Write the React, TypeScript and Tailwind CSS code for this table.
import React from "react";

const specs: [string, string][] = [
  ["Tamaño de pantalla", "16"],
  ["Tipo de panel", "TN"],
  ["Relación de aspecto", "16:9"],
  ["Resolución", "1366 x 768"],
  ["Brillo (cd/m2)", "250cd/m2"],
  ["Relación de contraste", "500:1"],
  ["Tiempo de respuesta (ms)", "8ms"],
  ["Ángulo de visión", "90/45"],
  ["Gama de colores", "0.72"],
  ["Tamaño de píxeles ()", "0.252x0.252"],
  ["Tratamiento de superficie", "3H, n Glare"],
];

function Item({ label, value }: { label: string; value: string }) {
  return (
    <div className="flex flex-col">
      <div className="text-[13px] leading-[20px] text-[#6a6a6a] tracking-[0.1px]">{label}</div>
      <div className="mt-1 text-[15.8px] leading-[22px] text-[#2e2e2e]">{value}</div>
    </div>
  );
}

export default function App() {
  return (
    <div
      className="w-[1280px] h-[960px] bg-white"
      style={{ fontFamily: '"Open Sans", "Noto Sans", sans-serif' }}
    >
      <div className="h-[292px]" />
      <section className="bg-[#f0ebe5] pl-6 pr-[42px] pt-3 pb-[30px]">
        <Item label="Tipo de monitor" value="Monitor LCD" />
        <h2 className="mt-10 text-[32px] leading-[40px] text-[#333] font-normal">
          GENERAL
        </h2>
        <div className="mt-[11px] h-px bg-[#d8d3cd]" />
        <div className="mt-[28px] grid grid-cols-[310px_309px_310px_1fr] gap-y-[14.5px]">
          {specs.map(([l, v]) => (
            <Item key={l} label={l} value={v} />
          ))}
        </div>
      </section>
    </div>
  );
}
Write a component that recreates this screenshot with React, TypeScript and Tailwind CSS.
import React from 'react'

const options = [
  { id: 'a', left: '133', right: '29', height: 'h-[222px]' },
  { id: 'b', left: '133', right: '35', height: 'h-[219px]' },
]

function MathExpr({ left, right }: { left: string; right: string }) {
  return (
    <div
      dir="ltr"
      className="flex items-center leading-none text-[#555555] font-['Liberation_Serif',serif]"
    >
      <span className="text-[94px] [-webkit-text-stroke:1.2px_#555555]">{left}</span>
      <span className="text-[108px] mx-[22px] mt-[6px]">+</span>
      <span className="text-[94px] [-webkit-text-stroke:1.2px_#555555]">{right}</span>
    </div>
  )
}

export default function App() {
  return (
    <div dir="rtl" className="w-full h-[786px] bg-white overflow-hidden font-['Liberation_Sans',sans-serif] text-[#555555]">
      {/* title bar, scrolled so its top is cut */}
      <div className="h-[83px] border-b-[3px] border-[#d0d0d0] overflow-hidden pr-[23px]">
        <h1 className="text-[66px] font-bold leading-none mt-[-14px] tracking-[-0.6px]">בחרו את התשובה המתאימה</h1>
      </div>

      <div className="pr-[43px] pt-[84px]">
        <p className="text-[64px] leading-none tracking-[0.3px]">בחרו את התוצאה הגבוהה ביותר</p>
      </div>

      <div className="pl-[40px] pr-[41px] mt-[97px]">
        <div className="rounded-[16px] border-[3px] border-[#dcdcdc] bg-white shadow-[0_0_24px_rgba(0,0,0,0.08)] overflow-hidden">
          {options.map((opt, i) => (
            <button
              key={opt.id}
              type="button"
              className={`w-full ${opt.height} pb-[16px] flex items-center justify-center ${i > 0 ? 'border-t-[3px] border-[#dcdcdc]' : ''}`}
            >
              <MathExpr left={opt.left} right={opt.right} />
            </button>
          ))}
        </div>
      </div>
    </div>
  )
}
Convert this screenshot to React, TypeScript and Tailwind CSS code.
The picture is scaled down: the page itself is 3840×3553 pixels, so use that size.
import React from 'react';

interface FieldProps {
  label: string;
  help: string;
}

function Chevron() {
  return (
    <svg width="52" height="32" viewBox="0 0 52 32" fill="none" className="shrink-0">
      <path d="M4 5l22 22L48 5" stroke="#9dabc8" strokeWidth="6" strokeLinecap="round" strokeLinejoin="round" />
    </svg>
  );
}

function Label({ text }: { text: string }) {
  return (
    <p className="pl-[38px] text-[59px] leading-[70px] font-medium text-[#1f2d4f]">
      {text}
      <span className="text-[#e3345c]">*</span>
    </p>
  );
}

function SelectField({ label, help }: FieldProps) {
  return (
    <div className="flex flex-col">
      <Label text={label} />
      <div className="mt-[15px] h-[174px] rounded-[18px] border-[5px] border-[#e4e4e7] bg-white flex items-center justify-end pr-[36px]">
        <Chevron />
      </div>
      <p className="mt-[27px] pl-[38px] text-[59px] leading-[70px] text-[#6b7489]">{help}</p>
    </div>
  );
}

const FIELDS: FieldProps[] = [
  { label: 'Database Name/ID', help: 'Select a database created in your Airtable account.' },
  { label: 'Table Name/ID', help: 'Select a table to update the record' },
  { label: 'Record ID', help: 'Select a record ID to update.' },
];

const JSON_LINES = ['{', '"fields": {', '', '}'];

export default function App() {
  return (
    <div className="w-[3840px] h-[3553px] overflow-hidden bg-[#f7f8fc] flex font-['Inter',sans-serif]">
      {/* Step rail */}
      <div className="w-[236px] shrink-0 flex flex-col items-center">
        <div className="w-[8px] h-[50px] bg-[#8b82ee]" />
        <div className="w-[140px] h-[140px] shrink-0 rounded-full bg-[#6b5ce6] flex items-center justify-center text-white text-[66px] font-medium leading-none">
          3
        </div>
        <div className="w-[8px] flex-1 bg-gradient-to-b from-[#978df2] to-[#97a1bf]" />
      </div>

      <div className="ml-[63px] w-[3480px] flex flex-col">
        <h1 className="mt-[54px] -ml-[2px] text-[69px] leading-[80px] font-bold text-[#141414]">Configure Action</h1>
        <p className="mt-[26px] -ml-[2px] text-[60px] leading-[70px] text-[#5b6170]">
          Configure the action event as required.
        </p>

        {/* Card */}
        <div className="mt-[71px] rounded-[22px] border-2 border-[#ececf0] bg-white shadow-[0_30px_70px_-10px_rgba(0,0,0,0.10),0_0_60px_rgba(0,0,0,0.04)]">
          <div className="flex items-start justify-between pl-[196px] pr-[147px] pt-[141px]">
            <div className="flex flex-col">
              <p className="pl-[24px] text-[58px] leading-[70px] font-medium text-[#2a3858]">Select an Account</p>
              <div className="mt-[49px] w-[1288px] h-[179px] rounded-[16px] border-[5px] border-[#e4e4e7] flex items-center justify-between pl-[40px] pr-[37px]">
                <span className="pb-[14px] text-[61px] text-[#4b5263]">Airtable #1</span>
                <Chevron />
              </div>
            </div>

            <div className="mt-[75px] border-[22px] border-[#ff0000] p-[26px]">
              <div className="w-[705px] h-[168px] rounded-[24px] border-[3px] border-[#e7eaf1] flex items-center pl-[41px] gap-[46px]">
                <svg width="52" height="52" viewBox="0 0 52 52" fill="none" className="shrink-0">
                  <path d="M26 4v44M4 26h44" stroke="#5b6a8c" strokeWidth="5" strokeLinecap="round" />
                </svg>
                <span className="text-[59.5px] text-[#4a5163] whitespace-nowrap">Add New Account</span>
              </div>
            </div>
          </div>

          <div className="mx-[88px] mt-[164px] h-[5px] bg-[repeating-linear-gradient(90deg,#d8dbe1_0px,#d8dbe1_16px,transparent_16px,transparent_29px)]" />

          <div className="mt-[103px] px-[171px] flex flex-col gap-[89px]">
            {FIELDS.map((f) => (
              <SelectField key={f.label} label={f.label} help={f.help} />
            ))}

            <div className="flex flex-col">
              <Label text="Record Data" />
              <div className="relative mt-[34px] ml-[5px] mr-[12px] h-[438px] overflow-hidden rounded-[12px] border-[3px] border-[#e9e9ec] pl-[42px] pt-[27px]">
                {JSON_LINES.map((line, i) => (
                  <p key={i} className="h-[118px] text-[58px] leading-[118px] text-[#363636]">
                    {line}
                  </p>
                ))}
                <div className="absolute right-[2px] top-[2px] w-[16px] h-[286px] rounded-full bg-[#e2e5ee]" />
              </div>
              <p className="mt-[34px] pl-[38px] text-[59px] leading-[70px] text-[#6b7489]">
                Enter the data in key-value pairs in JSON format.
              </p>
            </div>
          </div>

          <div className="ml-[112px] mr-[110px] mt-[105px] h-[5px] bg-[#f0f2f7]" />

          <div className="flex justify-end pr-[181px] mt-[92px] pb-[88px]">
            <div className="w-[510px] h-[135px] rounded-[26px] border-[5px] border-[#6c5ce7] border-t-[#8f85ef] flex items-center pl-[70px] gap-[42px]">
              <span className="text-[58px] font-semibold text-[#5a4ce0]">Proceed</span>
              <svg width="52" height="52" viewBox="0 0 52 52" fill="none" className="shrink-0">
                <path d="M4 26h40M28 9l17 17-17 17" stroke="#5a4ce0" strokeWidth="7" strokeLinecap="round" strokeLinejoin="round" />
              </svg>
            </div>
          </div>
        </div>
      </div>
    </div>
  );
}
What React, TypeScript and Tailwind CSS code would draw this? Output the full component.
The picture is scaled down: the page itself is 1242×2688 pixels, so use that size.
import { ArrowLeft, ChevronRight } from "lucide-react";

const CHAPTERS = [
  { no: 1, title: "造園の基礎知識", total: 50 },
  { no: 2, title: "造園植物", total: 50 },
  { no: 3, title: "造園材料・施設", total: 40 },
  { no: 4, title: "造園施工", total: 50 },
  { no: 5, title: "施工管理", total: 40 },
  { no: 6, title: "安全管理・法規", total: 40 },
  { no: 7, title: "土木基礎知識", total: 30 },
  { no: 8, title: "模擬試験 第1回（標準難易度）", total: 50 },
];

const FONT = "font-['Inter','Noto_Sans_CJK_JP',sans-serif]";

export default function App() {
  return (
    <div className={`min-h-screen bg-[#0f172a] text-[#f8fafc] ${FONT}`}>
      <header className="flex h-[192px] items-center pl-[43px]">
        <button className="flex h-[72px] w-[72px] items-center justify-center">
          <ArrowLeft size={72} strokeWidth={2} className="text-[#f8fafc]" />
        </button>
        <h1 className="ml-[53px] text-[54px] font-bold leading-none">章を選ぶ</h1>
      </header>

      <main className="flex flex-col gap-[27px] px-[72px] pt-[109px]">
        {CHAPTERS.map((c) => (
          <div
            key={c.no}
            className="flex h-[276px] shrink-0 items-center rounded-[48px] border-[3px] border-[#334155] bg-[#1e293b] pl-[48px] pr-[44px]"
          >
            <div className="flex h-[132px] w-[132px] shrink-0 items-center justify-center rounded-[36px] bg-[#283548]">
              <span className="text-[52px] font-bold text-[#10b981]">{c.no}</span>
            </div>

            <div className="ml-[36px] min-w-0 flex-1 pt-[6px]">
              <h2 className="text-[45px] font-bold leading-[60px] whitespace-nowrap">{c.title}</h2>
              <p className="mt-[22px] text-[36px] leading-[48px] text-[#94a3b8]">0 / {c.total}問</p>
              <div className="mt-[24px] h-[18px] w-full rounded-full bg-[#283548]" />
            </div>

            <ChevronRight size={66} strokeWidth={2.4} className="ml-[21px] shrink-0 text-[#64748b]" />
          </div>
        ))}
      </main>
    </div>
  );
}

— TASK —
Take the line holding "What React, TypeScript" and all lines after it through the end of the data, and set them down exactly.

— WRITTEN RESPONSE —
What React, TypeScript and Tailwind CSS code would draw this? Output the full component.
The picture is scaled down: the page itself is 1242×2688 pixels, so use that size.
import { ArrowLeft, ChevronRight } from "lucide-react";

const CHAPTERS = [
  { no: 1, title: "造園の基礎知識", total: 50 },
  { no: 2, title: "造園植物", total: 50 },
  { no: 3, title: "造園材料・施設", total: 40 },
  { no: 4, title: "造園施工", total: 50 },
  { no: 5, title: "施工管理", total: 40 },
  { no: 6, title: "安全管理・法規", total: 40 },
  { no: 7, title: "土木基礎知識", total: 30 },
  { no: 8, title: "模擬試験 第1回（標準難易度）", total: 50 },
];

const FONT = "font-['Inter','Noto_Sans_CJK_JP',sans-serif]";

export default function App() {
  return (
    <div className={`min-h-screen bg-[#0f172a] text-[#f8fafc] ${FONT}`}>
      <header className="flex h-[192px] items-center pl-[43px]">
        <button className="flex h-[72px] w-[72px] items-center justify-center">
          <ArrowLeft size={72} strokeWidth={2} className="text-[#f8fafc]" />
        </button>
        <h1 className="ml-[53px] text-[54px] font-bold leading-none">章を選ぶ</h1>
      </header>

      <main className="flex flex-col gap-[27px] px-[72px] pt-[109px]">
        {CHAPTERS.map((c) => (
          <div
            key={c.no}
            className="flex h-[276px] shrink-0 items-center rounded-[48px] border-[3px] border-[#334155] bg-[#1e293b] pl-[48px] pr-[44px]"
          >
            <div className="flex h-[132px] w-[132px] shrink-0 items-center justify-center rounded-[36px] bg-[#283548]">
              <span className="text-[52px] font-bold text-[#10b981]">{c.no}</span>
            </div>

            <div className="ml-[36px] min-w-0 flex-1 pt-[6px]">
              <h2 className="text-[45px] font-bold leading-[60px] whitespace-nowrap">{c.title}</h2>
              <p className="mt-[22px] text-[36px] leading-[48px] text-[#94a3b8]">0 / {c.total}問</p>
              <div className="mt-[24px] h-[18px] w-full rounded-full bg-[#283548]" />
            </div>

            <ChevronRight size={66} strokeWidth={2.4} className="ml-[21px] shrink-0 text-[#64748b]" />
          </div>
        ))}
      </main>
    </div>
  );
}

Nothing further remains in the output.